- _Recorded information_

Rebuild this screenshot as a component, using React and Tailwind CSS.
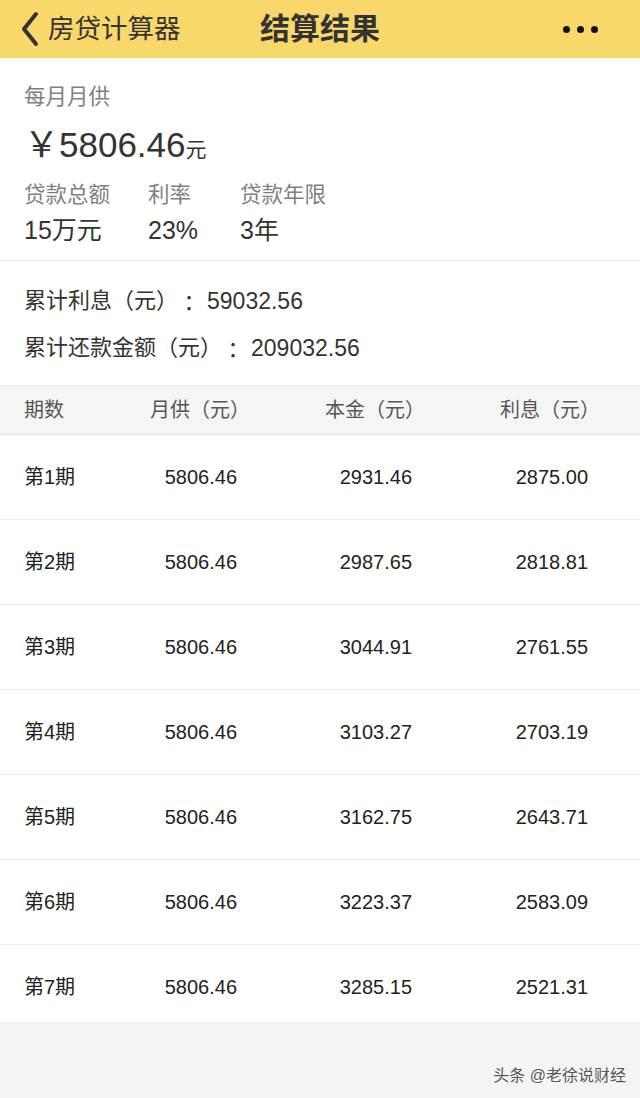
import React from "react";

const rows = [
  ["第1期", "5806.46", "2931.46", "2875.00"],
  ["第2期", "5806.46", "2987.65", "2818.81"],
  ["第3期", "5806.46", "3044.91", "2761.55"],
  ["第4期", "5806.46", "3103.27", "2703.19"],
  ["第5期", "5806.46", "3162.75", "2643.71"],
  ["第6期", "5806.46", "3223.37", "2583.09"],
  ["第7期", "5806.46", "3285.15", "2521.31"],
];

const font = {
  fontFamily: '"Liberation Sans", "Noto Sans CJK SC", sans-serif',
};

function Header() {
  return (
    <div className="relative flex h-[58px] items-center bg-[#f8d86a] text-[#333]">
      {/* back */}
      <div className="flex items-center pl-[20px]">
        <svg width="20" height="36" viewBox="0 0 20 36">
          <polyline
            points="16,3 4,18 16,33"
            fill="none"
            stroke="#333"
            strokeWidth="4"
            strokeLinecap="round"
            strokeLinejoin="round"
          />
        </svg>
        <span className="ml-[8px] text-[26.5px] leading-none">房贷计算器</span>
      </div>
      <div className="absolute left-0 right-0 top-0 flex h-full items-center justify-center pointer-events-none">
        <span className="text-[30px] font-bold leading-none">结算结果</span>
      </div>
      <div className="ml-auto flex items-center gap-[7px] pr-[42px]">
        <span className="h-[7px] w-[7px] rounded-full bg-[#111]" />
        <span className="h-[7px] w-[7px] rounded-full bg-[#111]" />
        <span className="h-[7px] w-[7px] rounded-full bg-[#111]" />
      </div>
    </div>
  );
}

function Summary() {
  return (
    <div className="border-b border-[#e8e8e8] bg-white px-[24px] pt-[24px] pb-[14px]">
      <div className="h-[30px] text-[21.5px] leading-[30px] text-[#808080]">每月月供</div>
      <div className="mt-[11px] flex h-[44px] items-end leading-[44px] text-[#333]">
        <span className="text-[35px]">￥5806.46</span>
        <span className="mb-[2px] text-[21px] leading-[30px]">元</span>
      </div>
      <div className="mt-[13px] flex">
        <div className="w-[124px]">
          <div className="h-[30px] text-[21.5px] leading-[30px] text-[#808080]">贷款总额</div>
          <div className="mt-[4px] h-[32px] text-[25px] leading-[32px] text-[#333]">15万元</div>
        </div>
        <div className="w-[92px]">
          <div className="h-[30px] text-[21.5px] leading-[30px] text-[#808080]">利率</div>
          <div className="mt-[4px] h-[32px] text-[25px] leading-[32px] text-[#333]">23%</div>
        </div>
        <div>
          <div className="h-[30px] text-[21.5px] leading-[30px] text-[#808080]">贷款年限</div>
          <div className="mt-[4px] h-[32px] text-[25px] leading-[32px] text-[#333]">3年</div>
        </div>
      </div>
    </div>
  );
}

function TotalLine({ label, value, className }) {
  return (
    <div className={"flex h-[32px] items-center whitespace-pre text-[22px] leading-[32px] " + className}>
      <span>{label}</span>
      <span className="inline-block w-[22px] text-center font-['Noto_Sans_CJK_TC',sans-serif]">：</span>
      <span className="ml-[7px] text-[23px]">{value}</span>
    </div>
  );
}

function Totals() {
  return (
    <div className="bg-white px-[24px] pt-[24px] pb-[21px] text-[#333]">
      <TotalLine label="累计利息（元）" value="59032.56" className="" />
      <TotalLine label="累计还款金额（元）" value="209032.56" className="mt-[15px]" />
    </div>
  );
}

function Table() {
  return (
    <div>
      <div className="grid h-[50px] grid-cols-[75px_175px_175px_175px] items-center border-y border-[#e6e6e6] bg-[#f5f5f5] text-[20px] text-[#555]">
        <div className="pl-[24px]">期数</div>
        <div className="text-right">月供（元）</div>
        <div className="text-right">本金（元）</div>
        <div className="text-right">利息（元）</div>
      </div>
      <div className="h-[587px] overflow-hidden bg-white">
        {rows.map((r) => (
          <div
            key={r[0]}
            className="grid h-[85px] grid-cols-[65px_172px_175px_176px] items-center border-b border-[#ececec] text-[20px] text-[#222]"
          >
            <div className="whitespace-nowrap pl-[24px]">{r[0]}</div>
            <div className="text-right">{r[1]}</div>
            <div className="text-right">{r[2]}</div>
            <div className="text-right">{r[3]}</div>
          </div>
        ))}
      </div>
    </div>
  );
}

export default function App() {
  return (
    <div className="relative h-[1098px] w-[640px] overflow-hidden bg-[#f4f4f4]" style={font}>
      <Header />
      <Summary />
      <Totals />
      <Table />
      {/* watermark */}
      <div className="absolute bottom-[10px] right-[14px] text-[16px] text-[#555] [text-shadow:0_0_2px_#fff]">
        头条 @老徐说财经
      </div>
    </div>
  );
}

- _What the task requires_
Write out the listing above again, exactly, but with no pictures in the copy.

- _Response below_
Rebuild this screenshot as a component, using React and Tailwind CSS.
import React from "react";

const rows = [
  ["第1期", "5806.46", "2931.46", "2875.00"],
  ["第2期", "5806.46", "2987.65", "2818.81"],
  ["第3期", "5806.46", "3044.91", "2761.55"],
  ["第4期", "5806.46", "3103.27", "2703.19"],
  ["第5期", "5806.46", "3162.75", "2643.71"],
  ["第6期", "5806.46", "3223.37", "2583.09"],
  ["第7期", "5806.46", "3285.15", "2521.31"],
];

const font = {
  fontFamily: '"Liberation Sans", "Noto Sans CJK SC", sans-serif',
};

function Header() {
  return (
    <div className="relative flex h-[58px] items-center bg-[#f8d86a] text-[#333]">
      {/* back */}
      <div className="flex items-center pl-[20px]">
        <svg width="20" height="36" viewBox="0 0 20 36">
          <polyline
            points="16,3 4,18 16,33"
            fill="none"
            stroke="#333"
            strokeWidth="4"
            strokeLinecap="round"
            strokeLinejoin="round"
          />
        </svg>
        <span className="ml-[8px] text-[26.5px] leading-none">房贷计算器</span>
      </div>
      <div className="absolute left-0 right-0 top-0 flex h-full items-center justify-center pointer-events-none">
        <span className="text-[30px] font-bold leading-none">结算结果</span>
      </div>
      <div className="ml-auto flex items-center gap-[7px] pr-[42px]">
        <span className="h-[7px] w-[7px] rounded-full bg-[#111]" />
        <span className="h-[7px] w-[7px] rounded-full bg-[#111]" />
        <span className="h-[7px] w-[7px] rounded-full bg-[#111]" />
      </div>
    </div>
  );
}

function Summary() {
  return (
    <div className="border-b border-[#e8e8e8] bg-white px-[24px] pt-[24px] pb-[14px]">
      <div className="h-[30px] text-[21.5px] leading-[30px] text-[#808080]">每月月供</div>
      <div className="mt-[11px] flex h-[44px] items-end leading-[44px] text-[#333]">
        <span className="text-[35px]">￥5806.46</span>
        <span className="mb-[2px] text-[21px] leading-[30px]">元</span>
      </div>
      <div className="mt-[13px] flex">
        <div className="w-[124px]">
          <div className="h-[30px] text-[21.5px] leading-[30px] text-[#808080]">贷款总额</div>
          <div className="mt-[4px] h-[32px] text-[25px] leading-[32px] text-[#333]">15万元</div>
        </div>
        <div className="w-[92px]">
          <div className="h-[30px] text-[21.5px] leading-[30px] text-[#808080]">利率</div>
          <div className="mt-[4px] h-[32px] text-[25px] leading-[32px] text-[#333]">23%</div>
        </div>
        <div>
          <div className="h-[30px] text-[21.5px] leading-[30px] text-[#808080]">贷款年限</div>
          <div className="mt-[4px] h-[32px] text-[25px] leading-[32px] text-[#333]">3年</div>
        </div>
      </div>
    </div>
  );
}

function TotalLine({ label, value, className }) {
  return (
    <div className={"flex h-[32px] items-center whitespace-pre text-[22px] leading-[32px] " + className}>
      <span>{label}</span>
      <span className="inline-block w-[22px] text-center font-['Noto_Sans_CJK_TC',sans-serif]">：</span>
      <span className="ml-[7px] text-[23px]">{value}</span>
    </div>
  );
}

function Totals() {
  return (
    <div className="bg-white px-[24px] pt-[24px] pb-[21px] text-[#333]">
      <TotalLine label="累计利息（元）" value="59032.56" className="" />
      <TotalLine label="累计还款金额（元）" value="209032.56" className="mt-[15px]" />
    </div>
  );
}

function Table() {
  return (
    <div>
      <div className="grid h-[50px] grid-cols-[75px_175px_175px_175px] items-center border-y border-[#e6e6e6] bg-[#f5f5f5] text-[20px] text-[#555]">
        <div className="pl-[24px]">期数</div>
        <div className="text-right">月供（元）</div>
        <div className="text-right">本金（元）</div>
        <div className="text-right">利息（元）</div>
      </div>
      <div className="h-[587px] overflow-hidden bg-white">
        {rows.map((r) => (
          <div
            key={r[0]}
            className="grid h-[85px] grid-cols-[65px_172px_175px_176px] items-center border-b border-[#ececec] text-[20px] text-[#222]"
          >
            <div className="whitespace-nowrap pl-[24px]">{r[0]}</div>
            <div className="text-right">{r[1]}</div>
            <div className="text-right">{r[2]}</div>
            <div className="text-right">{r[3]}</div>
          </div>
        ))}
      </div>
    </div>
  );
}

export default function App() {
  return (
    <div className="relative h-[1098px] w-[640px] overflow-hidden bg-[#f4f4f4]" style={font}>
      <Header />
      <Summary />
      <Totals />
      <Table />
      {/* watermark */}
      <div className="absolute bottom-[10px] right-[14px] text-[16px] text-[#555] [text-shadow:0_0_2px_#fff]">
        头条 @老徐说财经
      </div>
    </div>
  );
}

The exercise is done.